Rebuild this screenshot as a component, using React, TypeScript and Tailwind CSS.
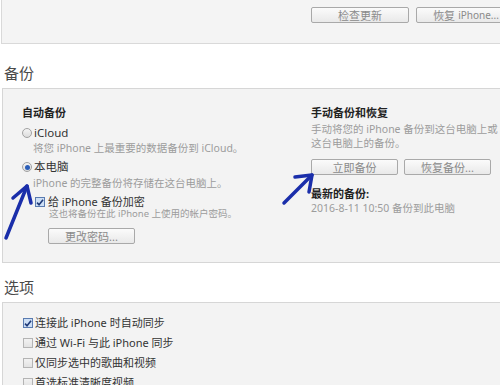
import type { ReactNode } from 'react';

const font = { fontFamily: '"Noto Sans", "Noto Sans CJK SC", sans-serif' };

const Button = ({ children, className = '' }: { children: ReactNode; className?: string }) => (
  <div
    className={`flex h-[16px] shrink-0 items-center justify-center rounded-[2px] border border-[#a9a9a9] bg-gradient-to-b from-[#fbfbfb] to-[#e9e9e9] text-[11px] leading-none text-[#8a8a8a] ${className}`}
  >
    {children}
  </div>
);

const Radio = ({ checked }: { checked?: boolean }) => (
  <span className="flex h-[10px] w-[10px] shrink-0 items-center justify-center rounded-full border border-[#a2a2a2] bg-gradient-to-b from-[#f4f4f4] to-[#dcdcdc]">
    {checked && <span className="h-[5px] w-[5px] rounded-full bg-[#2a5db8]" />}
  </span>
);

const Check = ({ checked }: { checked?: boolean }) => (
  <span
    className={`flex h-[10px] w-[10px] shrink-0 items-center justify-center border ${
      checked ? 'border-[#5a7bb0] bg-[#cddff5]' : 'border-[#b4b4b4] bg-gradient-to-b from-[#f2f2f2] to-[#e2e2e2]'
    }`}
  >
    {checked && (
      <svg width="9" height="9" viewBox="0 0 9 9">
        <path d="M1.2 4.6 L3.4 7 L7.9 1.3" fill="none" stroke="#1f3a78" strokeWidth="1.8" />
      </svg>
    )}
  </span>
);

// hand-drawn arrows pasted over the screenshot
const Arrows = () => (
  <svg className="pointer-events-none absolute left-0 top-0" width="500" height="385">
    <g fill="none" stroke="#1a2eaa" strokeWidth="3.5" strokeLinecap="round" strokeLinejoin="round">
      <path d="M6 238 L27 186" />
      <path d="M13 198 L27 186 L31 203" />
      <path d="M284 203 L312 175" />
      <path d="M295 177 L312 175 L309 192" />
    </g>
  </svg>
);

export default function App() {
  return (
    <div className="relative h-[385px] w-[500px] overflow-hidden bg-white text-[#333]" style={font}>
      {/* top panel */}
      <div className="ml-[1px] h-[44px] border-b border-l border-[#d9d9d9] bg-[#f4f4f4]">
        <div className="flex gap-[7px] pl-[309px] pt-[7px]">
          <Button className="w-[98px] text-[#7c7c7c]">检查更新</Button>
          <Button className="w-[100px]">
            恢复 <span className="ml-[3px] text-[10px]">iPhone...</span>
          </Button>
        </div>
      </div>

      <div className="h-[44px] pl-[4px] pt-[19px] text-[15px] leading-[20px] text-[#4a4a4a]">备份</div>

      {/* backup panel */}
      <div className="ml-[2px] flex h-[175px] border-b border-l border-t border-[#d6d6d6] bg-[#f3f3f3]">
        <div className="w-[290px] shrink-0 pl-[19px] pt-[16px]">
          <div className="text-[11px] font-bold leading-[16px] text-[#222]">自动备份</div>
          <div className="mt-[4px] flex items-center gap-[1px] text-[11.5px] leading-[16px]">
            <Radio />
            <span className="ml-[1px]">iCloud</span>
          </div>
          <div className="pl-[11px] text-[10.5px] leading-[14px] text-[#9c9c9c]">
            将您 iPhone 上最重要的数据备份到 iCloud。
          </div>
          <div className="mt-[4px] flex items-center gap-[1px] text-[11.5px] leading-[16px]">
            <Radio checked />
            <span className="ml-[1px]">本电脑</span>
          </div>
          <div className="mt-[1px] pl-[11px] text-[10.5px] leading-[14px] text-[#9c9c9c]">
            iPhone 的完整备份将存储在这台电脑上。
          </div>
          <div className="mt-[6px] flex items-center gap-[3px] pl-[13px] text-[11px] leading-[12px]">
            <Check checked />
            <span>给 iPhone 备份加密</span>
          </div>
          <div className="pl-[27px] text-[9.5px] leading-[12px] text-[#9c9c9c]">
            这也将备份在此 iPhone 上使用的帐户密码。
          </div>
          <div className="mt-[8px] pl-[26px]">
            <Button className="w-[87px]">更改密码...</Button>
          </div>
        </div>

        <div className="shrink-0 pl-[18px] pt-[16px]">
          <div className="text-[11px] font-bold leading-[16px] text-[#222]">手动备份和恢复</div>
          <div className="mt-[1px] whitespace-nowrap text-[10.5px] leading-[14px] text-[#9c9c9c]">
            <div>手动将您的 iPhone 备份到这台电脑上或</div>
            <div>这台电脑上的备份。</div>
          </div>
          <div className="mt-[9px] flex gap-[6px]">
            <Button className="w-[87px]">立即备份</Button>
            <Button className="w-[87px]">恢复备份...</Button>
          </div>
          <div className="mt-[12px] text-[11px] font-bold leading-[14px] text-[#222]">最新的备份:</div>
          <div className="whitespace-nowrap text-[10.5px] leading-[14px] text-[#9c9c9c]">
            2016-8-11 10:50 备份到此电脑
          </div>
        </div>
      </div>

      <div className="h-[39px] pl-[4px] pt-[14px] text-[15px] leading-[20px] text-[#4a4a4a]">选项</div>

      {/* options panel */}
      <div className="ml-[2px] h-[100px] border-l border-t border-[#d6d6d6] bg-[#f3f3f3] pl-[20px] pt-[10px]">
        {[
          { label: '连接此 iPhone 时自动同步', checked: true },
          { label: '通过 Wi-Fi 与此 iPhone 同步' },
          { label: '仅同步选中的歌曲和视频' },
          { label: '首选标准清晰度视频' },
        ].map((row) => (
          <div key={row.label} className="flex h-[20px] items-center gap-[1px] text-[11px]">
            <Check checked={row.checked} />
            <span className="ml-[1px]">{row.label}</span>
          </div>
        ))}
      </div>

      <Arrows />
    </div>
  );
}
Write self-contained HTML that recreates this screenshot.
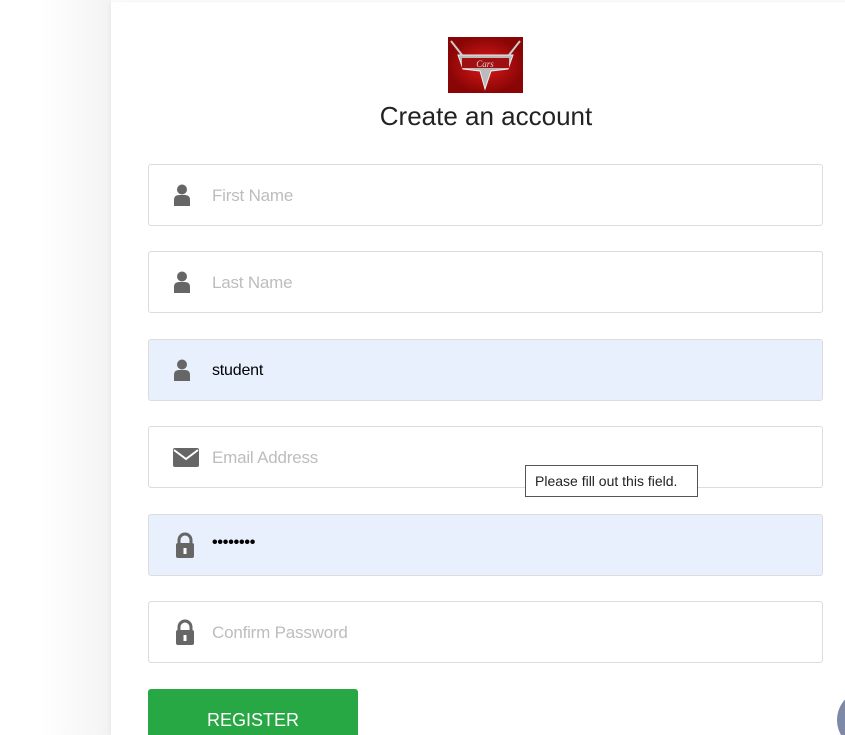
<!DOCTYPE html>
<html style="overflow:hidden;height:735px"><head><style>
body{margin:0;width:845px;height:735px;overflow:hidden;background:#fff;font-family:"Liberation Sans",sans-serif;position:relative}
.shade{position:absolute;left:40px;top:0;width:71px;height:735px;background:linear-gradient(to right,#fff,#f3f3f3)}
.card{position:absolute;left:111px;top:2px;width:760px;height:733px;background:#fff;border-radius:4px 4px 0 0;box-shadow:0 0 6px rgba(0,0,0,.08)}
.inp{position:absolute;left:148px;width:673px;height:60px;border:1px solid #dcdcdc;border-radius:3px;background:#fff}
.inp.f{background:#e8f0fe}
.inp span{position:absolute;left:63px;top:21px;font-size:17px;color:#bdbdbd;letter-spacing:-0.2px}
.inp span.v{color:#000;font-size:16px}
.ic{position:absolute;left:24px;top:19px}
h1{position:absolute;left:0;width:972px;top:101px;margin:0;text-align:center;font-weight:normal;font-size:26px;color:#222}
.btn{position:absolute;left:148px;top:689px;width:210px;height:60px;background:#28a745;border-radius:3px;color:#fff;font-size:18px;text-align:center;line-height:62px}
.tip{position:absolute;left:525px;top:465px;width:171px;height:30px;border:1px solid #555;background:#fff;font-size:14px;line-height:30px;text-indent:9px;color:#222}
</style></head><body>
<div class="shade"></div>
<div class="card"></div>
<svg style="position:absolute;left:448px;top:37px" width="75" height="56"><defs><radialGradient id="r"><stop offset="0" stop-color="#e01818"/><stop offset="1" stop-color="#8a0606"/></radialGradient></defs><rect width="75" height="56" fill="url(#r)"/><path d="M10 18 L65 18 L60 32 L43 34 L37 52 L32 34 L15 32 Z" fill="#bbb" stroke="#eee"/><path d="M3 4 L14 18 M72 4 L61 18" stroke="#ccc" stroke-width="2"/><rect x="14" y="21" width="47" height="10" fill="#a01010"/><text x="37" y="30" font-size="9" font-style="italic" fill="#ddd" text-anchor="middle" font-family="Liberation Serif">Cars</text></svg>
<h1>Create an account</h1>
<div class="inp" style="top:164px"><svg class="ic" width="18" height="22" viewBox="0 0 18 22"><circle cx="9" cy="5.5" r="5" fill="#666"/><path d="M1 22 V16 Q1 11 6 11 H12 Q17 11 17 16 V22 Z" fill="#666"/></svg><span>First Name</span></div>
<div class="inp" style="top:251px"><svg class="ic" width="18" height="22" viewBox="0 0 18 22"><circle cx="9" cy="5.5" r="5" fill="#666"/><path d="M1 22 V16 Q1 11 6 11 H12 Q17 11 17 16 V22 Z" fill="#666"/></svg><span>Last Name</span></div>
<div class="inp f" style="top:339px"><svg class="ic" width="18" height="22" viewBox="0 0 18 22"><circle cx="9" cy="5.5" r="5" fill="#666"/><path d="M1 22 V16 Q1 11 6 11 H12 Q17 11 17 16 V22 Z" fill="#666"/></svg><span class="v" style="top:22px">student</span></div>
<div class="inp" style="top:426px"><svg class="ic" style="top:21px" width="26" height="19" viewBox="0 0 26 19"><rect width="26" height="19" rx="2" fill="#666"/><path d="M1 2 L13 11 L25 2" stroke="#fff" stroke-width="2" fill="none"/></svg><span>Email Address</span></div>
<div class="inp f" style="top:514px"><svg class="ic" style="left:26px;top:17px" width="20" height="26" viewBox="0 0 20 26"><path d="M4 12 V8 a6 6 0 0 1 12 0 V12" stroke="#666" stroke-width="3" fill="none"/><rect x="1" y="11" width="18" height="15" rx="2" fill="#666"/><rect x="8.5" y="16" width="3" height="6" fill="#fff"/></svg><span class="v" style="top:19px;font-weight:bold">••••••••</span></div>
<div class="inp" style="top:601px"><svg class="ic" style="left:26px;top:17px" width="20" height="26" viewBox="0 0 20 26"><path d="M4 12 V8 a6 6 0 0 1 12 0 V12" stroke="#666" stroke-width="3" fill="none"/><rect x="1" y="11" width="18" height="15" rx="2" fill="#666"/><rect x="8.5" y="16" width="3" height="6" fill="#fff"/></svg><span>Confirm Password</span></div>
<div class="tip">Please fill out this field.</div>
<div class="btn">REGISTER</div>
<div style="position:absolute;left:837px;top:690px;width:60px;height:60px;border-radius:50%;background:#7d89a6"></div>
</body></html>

__________________________________________________

AIM: Only the number is wanted: how many lines in the entries above contain the string "this"?

ANSWER: 3